I actually pulled it off, so I could check where the traces went under it, for those three pins. I wanted to be able to make sure they were making good contact before finalizing the work. So I reinstalled it, but I did not solder any of the tabs back tight before testing.

She still worked after the replacements. I haven’t tested the Keyboard or Sound though yet. Yes I was wearing an ESD Wrist Strap and working on my grounded ESD Mat.

After it tested good, I then twisted the tabs on the modulator and soldered all of that back on. I did a bit of cleanup of the flux and reinstalled it into the bottom case. Now I need to do that keyboard work so I can put this all back together and use it again.

The new tips came. I am going to be more careful about leaving it idle when it is not in use.

Here is my desoldering tip. I have seen this happen with Copper based tips, I guess this is Brass looking? If the hot solder is left on them it starts to dissolve the metal of the tip into the solder. It is replaceable, and I like the iron so ordered in a replacement for it. Once they start doing that they keep breaking down. Other types of tips will just burn the plating off and then will quit accepting solder and not transfer the heat properly. I will not leave it idle like that while it is on again. It was while I was working with the modulator, which may have taken a hour. I was taking care to not wreck it, so it took awhile.

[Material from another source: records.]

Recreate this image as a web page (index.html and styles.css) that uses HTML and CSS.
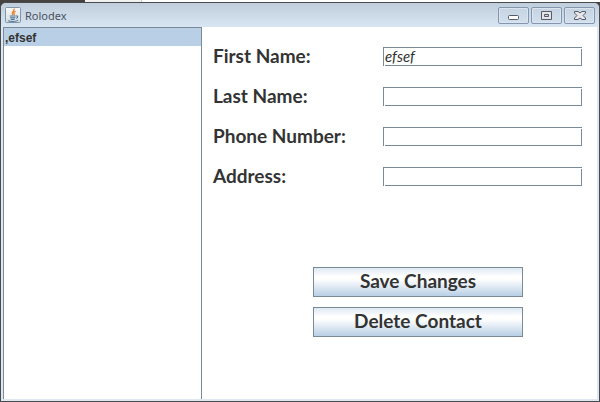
FILE: index.html
```html
<!DOCTYPE html>
<html lang="en">
<head>
<meta charset="utf-8">
<title>Rolodex</title>
<link rel="stylesheet" href="styles.css">
</head>
<body>
<div class="backdrop"><span class="backdrop-dark"></span><span class="backdrop-tab"></span></div>
<div class="window">
  <header class="titlebar">
    <svg class="app-icon" viewBox="0 0 16 16" aria-hidden="true">
      <defs><linearGradient id="tile" x1="0" y1="0" x2="0" y2="1"><stop offset="0" stop-color="#fafafa"/><stop offset="1" stop-color="#d3dbe2"/></linearGradient></defs>
      <rect x=".5" y=".5" width="15" height="15" rx="1" fill="url(#tile)" stroke="#8296aa"/>
      <path d="M9.2 1.6C10 4 5.6 4.7 7.7 8.2M10.6 4.3C8 5.1 8.3 6 9.2 6.8c.4.6 0 1-.5 1.5" fill="none" stroke="#e8842c" stroke-width="1.3"/>
      <path d="M4.7 9h6M5 10.8h5.4M5.7 12.4h4M11 9c2.3-.5 2.2 1.7.2 2.4M3 13.6c2 1.2 8 1.2 10.2-.2" fill="none" stroke="#4d7797" stroke-width="1.1"/>
    </svg>
    <h1 class="title">Rolodex</h1>
    <div class="controls">
      <button class="control" type="button" aria-label="Minimize"><svg viewBox="0 0 12 12"><rect x=".5" y="6.5" width="10" height="4" rx="1" fill="#fff" stroke="#565a6b"/></svg></button>
      <button class="control" type="button" aria-label="Maximize"><svg viewBox="0 0 12 12"><path d="M.5 2.5h10v8H.5zM3.500 5.500v2h4v-2z" fill="#e4e4e6" fill-rule="evenodd" stroke="#565a6b" stroke-linejoin="round"/></svg></button>
      <button class="control" type="button" aria-label="Close"><svg viewBox="0 0 12 12"><path d="M.5 2.500h3.500l2 1.500 2-1.500h3.500v1.500L9 6.500l2.500 2.500v1.500H8L6 9l-2 1.500H.5V9L3 6.500.5 4z" fill="#e8e8ea" stroke="#565a6b" stroke-linejoin="round"/></svg></button>
    </div>
  </header>
  <main class="content">
    <ul class="contacts"><li class="contact">,efsef</li></ul>
    <form class="editor">
      <div class="row"><label for="first">First Name:</label><input id="first" type="text" value="efsef"></div>
      <div class="row"><label for="last">Last Name:</label><input id="last" type="text"></div>
      <div class="row"><label for="phone">Phone Number:</label><input id="phone" type="text"></div>
      <div class="row"><label for="address">Address:</label><input id="address" type="text"></div>
      <div class="actions">
        <button class="action" type="button">Save Changes</button>
        <button class="action" type="button">Delete Contact</button>
      </div>
    </form>
  </main>
</div>
</body>
</html>
```
FILE: styles.css
```css
* { box-sizing: border-box; }
body {
  margin: 0;
  min-height: 100vh;
  display: flex;
  flex-direction: column;
  background: #45423f;
  color: #333;
  font-family: "Liberation Sans", sans-serif;
}
.backdrop { display: flex; height: 2px; background: #fff; }
.backdrop-dark { width: 85px; background: #45423f; }
.backdrop-tab { width: 57px; background: #f1f1f1; border-right: 1px solid #ccc; }
.window {
  flex: 1;
  display: flex;
  flex-direction: column;
  padding: 0 2px 2px;
  border: 1px solid #484a4d;
  border-radius: 6px 6px 0 0;
  background: #dfe7f2;
}
.titlebar {
  display: flex;
  align-items: center;
  height: 24px;
  margin: 0 -2px;
  padding: 0 4px;
  border-radius: 5px 5px 0 0;
  background: linear-gradient(#c0cedb, #d8e5f2);
}
.app-icon { width: 16px; height: 16px; }
.title {
  flex: 1;
  margin: 0 0 0 4px;
  font: 11px "Noto Sans", sans-serif;
  color: #4a5260;
}
.controls { display: flex; gap: 2px; }
.control {
  display: flex;
  align-items: center;
  justify-content: center;
  width: 31px;
  height: 17px;
  padding: 0;
  border: 1px solid #8595b0;
  border-radius: 2px;
  background: linear-gradient(#c6d4e1, #d2dfec);
  box-shadow: inset 0 0 0 1px #dae5ef;
}
.control svg { width: 12px; height: 12px; }
.content { flex: 1; display: grid; grid-template-columns: 199px 1fr; background: #fff; }
.contacts {
  margin: 0;
  padding: 0;
  list-style: none;
  border: 1px solid #7a8a99;
  border-bottom: 0;
}
.contact {
  height: 18px;
  padding-left: 1px;
  background: #b8cfe5;
  font-size: 12px;
  font-weight: bold;
  line-height: 20px;
}
.editor { padding: 20px 15px 0 11px; font-family: Lato, sans-serif; }
.row {
  display: grid;
  grid-template-columns: 170px 1fr;
  height: 20px;
  margin-bottom: 20px;
}
.row label { font-size: 19px; font-weight: bold; line-height: 18px; }
.row input {
  width: 100%;
  height: 19px;
  padding: 0 2px 2px;
  border: 0;
  border-radius: 0;
  outline: 0;
  color: #333;
  font: italic 15px Lato, sans-serif;
  background:
    linear-gradient(#7a8a99, #7a8a99) 0 0 / 100% 1px no-repeat,
    linear-gradient(#7a8a99, #7a8a99) 0 0 / 1px 100% no-repeat,
    linear-gradient(#7a8a99, #7a8a99) 100% 100% / calc(100% - 2px) 1px no-repeat,
    linear-gradient(#7a8a99, #7a8a99) 100% 100% / 1px calc(100% - 2px) no-repeat,
    #fff;
}
.actions {
  display: flex;
  flex-direction: column;
  gap: 10px;
  margin-top: 80px;
  padding: 0 59px 0 100px;
}
.action {
  height: 30px;
  padding: 0 0 3px;
  border: 1px solid #7a8a99;
  border-radius: 0;
  background: linear-gradient(#dde8f3, #fff 30%, #fff 40%, #b8cfe5);
  color: #333;
  font: bold 19px Lato, sans-serif;
}
```
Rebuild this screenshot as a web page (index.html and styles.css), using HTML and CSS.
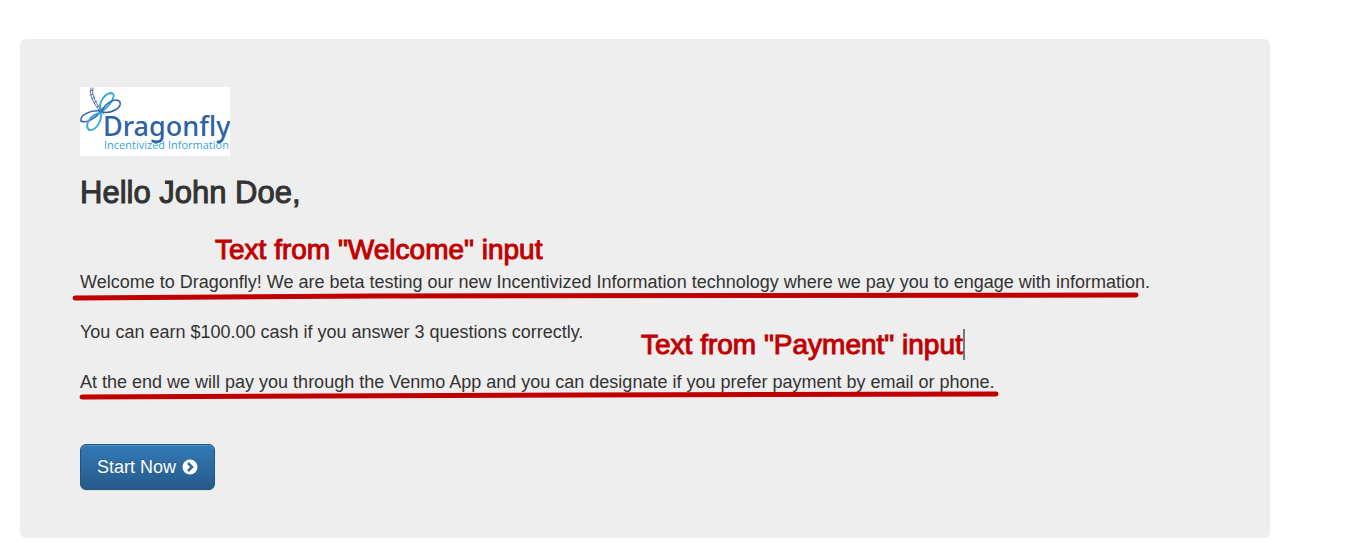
FILE: index.html
```html
<!DOCTYPE html>
<html lang="en">
<head>
<meta charset="utf-8">
<title>Dragonfly</title>
<link rel="stylesheet" href="styles.css">
</head>
<body>
<main class="jumbotron">
  <svg class="logo" viewBox="0 0 150 69" role="img" aria-label="Dragonfly Incentivized Information">
    <rect width="150" height="69" fill="#fff"/>
    <g fill="none" stroke-linecap="round">
      <path d="M11 1C9 8 13 16 22 27M13 1C11 8 16 17 24 27" stroke="#5b76a5" stroke-width="1"/>
      <path d="M10 4L13 3M10 8L13 7M12 12L15 10M14 16L17 14M17 20L20 18M19 23L22 21" stroke="#5b76a5" stroke-width="1"/>
      <path d="M21 23C18 15 25 6 32 6C37 8 30 19 21 25" stroke="#35a4dc" stroke-width="1.8"/>
      <path d="M22 24C25 16 36 10 40 15C42 21 31 27 22 25" stroke="#2c62a6" stroke-width="1.5"/>
      <path d="M20 24C10 23 0 28 1 34C6 37 16 31 20 25" stroke="#2c62a6" stroke-width="1.5"/>
      <path d="M20 26C10 28 4 38 9 43C16 44 22 34 21 26" stroke="#35a4dc" stroke-width="1.8"/>
    </g>
    <text class="logo-name" x="23" y="49">Dragonfly</text>
    <text class="logo-tag" x="24" y="62">Incentivized Information</text>
  </svg>
  <h1 class="greeting">Hello John Doe,</h1>
  <p class="message">
    Welcome to Dragonfly! We are beta testing our new Incentivized Information technology where we pay you to engage with information.
    <span class="note note-welcome">Text from "Welcome" input</span>
    <svg class="underline underline-welcome" viewBox="0 0 1068 10"><path d="M3 7L300 5L1064 4"/></svg>
  </p>
  <p class="message">You can earn $100.00 cash if you answer 3 questions correctly.</p>
  <p class="message">
    At the end we will pay you through the Venmo App and you can designate if you prefer payment by email or phone.
    <span class="note note-payment">Text from "Payment" input</span>
    <svg class="underline underline-payment" viewBox="0 0 920 10"><path d="M3 7L500 5L917 4"/></svg>
  </p>
  <button class="start" type="button">Start Now
    <svg class="chevron" viewBox="0 0 16 16" aria-hidden="true"><circle cx="8" cy="8" r="7.5" fill="#fff"/><path d="M6 4L10 8L6 12" fill="none" stroke="#2f6ca3" stroke-width="2.6"/></svg>
  </button>
</main>
</body>
</html>
```
FILE: styles.css
```css
* { box-sizing: border-box; }
body {
  margin: 0;
  padding: 39px 77px 12px 20px;
  background: #fff;
  color: #333;
  font-family: "Liberation Sans", Arial, sans-serif;
}
.jumbotron {
  padding: 48px 60px;
  background: #eee;
  border-radius: 6px;
}
.logo { display: block; width: 150px; height: 69px; }
.logo-name { font: 500 27px "Noto Sans", sans-serif; fill: #2c62a6; }
.logo-tag { font: 500 11px "Open Sans", sans-serif; fill: #35a4dc; }
.greeting {
  margin: 20px 0 61px;
  font-size: 31px;
  line-height: 33px;
  font-weight: 400;
  -webkit-text-stroke: 1px #333;
}
.message {
  position: relative;
  margin: 0 0 25px;
  font-size: 18px;
  line-height: 25px;
}
.note {
  position: absolute;
  color: #c00000;
  font-size: 28px;
  line-height: 31px;
  white-space: nowrap;
  -webkit-text-stroke: 1px #c00000;
}
.note-welcome { left: 135px; top: -36px; }
.note-payment { left: 561px; top: -41px; border-right: 2px solid #777; }
.underline { position: absolute; height: 10px; fill: none; stroke: #c00000; stroke-width: 5px; stroke-linecap: round; }
.underline-welcome { left: -8px; top: 21px; width: 1068px; }
.underline-payment { left: -1px; top: 20px; width: 920px; }
.start {
  display: flex;
  align-items: center;
  gap: 6px;
  margin-top: 49px;
  padding: 10px 16px;
  border: 1px solid #245580;
  border-radius: 6px;
  background: linear-gradient(#337ab7, #265a88);
  box-shadow: inset 0 1px 0 rgba(255, 255, 255, 0.15), 0 1px 1px rgba(0, 0, 0, 0.075);
  color: #fff;
  font-family: inherit;
  font-size: 18px;
  line-height: 24px;
  text-shadow: 0 -1px 0 rgba(0, 0, 0, 0.2);
}
.chevron { width: 16px; height: 16px; }
```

Beyond the modulator it was an easy recap. Most of the capacitors I pulled tested pretty reasonable but not all.

Three of the 10uF capacitors tested with almost no capacitance. Otherwise they were a little inconsistent and all of them measured above their stated values. The new ones are closer to their rated values. With those three odd ones, I feel it was worth it.

Well on to revisit the keyboard. I really don’t want to take it apart again, but the * key is kind of important. So I will get that in the next and likely last post on this refurbishment.